HC Deb 05 March 1975 vol 887 cc1486-8

3.40 p.m.

Mr. Christopher Price (Lewisham, West)

I beg to move, That leave be given to bring in a Bill to regulate the admissibility of statements in evidence of mentally retarded persons. I should like to thank right hon. and hon. Members on both sides of the House for making a last minute change in the guillotine procedure to enable my Ten-Minute Bill to be taken today. I hope that all Ten-Minute Bills will be brought in in the same way when guillotines operate in future. I should also like to thank you, Mr. Speaker, for your help.

The object of the Bill is simple. It is to accord to someone, for example with a mental age of eight, both in interviews with the police and subsequently before the courts, that protection and consideration that a child with a chronological age of eight would normally be given, according to the rules by which we proceed.

The Bill's underlying message, which is not yet sufficiently understood and recognised by the public and the courts, is that it is unfair and leads to error to accord to many statements of the mentally retarded that degree of reliability which the courts properly and rigorously attach to those of the mentally normal. I know that judges at present have wide discretion as to admissibility in this area, but it is a discretion that they do not exercise with sufficient frequency. If one reads, say, "Cross on Evidence", one sees that it is a discretion which they exercise with less and less frequency as the years go by. At the least my Bill aims to ensure that they do so more often, since the absence of a statutory provision of this kind can lead the courts into seriously erroneous verdicts.

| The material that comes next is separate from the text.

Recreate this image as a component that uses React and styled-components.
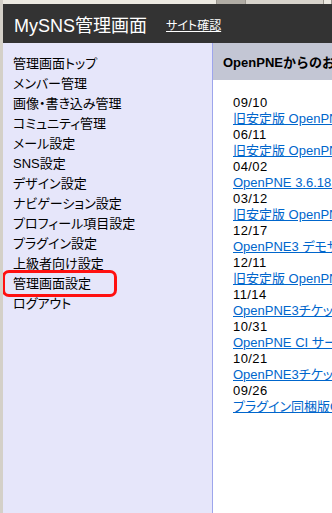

If the measure that I seek to introduce had been in force in 1950, Timothy Evans, for example, would be alive and free today. The same would have been true of Derek Bentley. These disturbing cases do not abate.

My interest in this matter stems from what was called the Confait case in 1972 in which an 18-year-old mentally retarded constituent of mine, Colin Lattimore, was convicted of murdering a homosexual prostitute in Catford on the basis alone of his confession to the police. Since then, Britain's most eminent forensic pathologist, Donald Teare, has pronounced Lattimore's confession to be wholly irreconcilable with the agreed alibi and the scientific facts about the onset of rigor mortis. My right hon. Friend the Home Secretary has been reconsidering all the facts about the case for over nine months. I hope that he will be able either to release Lattimore and the other two boys convicted with him, or to refer the case back to the Court of Appeal shortly.

The Bill requires that before any statement by a mentally retarded person is admissible, either a solicitor must have been present throughout the interview when it was made, or the prosecution must satisfy stringent requirements to the court about the fairness of the interview and the voluntariness and reliability of the statement. I know that definitions in this area are difficult, especially regarding mental health. I propose that two of the four well-established categories of the Mental Health Act 1959, subnormality and severe subnormaility, should be covered by the Bill. They are well understood, and, because they apply to assessments for special schools, they are often undisputed matters of fact in court.

I realise that this area is being looked into by Lord Butler's Committee on mentally abnormal offenders, but it does not consider police interviews to come within its terms of reference. Therefore, my Bill should not clash with any recommendations that that comimttee makes. In any event, I am keeping in close touch with the Butler Committee during the preparation of the Bill.

I understand that the Home Office has set up a committee to experiment with the use of tape recorders during police interviews, and I hope that this experiment will lead to a situation similar to that which now obtains in the United States of America, where all citizens are accorded greater protection than here during police interviews. However, I believe that the mentally retarded need special protection over and above this, partly because the reliability of their statements is liable not to be on a par with that of the statements of others, and partly because they stand in greater jeopardy of losing their liberty and their civic rights than do others who are sent to prison.

If a person ends up in Broadmoor, Rampton, where Colin Lattimore now is, or Moss Side, under Section 65 of the Mental Health Act, he is to all intents and purposes a potential "lifer". It is very difficult to get out. If an error has been made and these people continue to plead their innocence, that inhibits rather than assists their case for release.

I believe that the majority of the police will welcome a Bill of this kind, because the police do not like the allegations occasionally made about a small proportion of police interviews, any more than do hon. Members. I believe that the provisions of the Bill will, quite properly, cut down the number of such allegations as the habit grows of calling in a solicitor to listen to such interviews.

I have already had discussions about the Bill with the Minister of State at the Home Office. I am grateful to my right hon. Friend and to the Minster of State at the Department of Health for their interest. I hope after further discussion to persuade them to smile upon the Bill during its later stages.

Question put and agreed to.

Bill ordered to be brought in by Mr. Lewis Carter-Jones, Mrs. Lynda Chalker, Mr. Bryan Davies, Mr. Eric Moonman, Mr. Anthony Steen, Mr. D. E. Thomas and Mr. Christopher Price.